Economics lie behind the modular approach. "Instead of one big instrument that would require a huge amount of engineering, we are taking a relatively simple spectrograph and replicating enough of them to drive the cost down," Hill notes. He originally expected per-unit bids to come in at half the $40,000 cost of his initial prototype, but so far they have been substantially lower.

Hill plans to spend a total of $34 million to retrofit the Hobby-Eberly Telescope for HETDEX, with nearly a quarter of the money being raised from private donors. That is far less than the cost of one large spectrograph, which in any case would have been too large to build onto Hobby-Eberly, he adds. The funds will pay for the spectroscopes and their temperature-controlled housings, as well as continued engineering, a new instrument package and reinforcements to bear the bulked-up assembly atop the telescope.

In addition to saving money, prototyping helped researchers assess performance and work out bugs before committing to a final design. "We really, really learned a lot about optical cable design," Hill says.

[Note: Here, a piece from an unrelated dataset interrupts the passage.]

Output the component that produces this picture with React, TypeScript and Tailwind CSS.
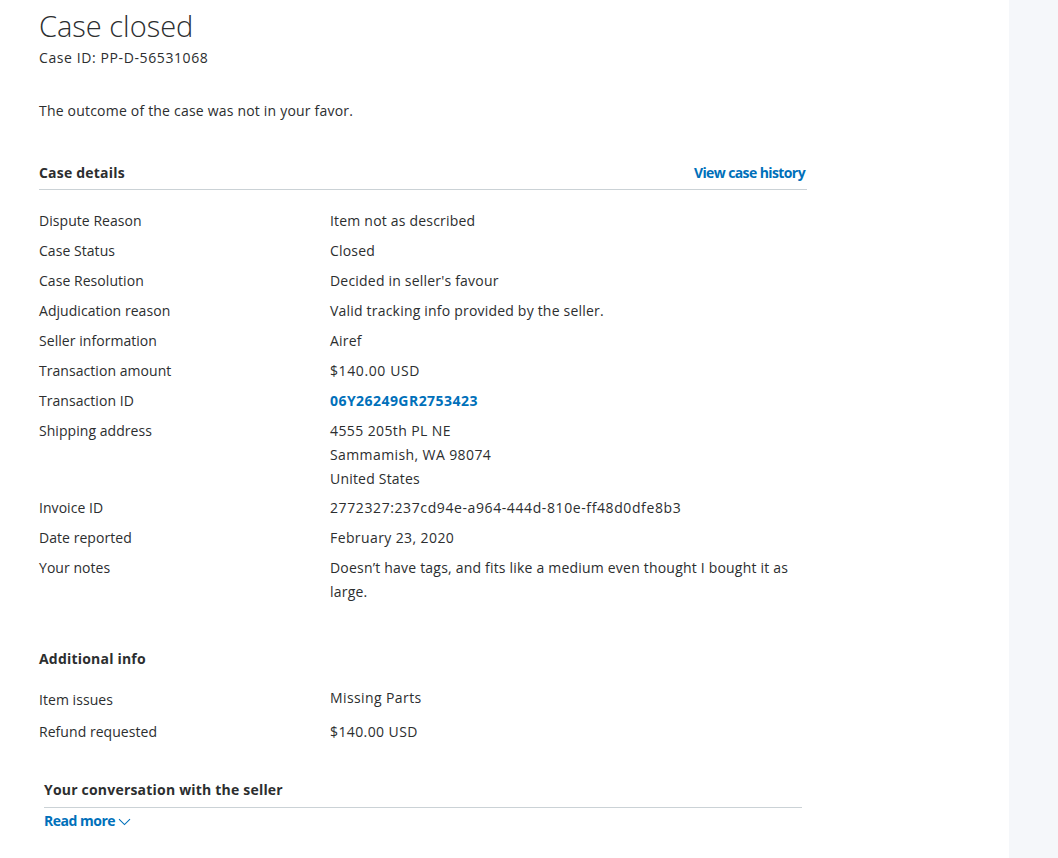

At least 33,600 optical fibers will branch from the instrument package at the top of the telescope to the spectrographs below. One twist and a fiber will stop transmitting. "We had to invent new techniques to make it work," Hill says.

The prototype is currently installed on the neighboring 2.7-meter Harlan J. Smith Telescope. Because of its ability to capture a wide field of view and a broad spectrum of light, time on the instrument is already oversubscribed, says Hill's University of Texas at Austin colleague Karl Gebhardt.

The low-cost modular approach has attracted attention from researchers at other observatories, yet it has limitations. "When people build large, monolithic instruments, they configure them to do many different things," Hill notes. "Our system is designed to do one thing very well and at much less expense."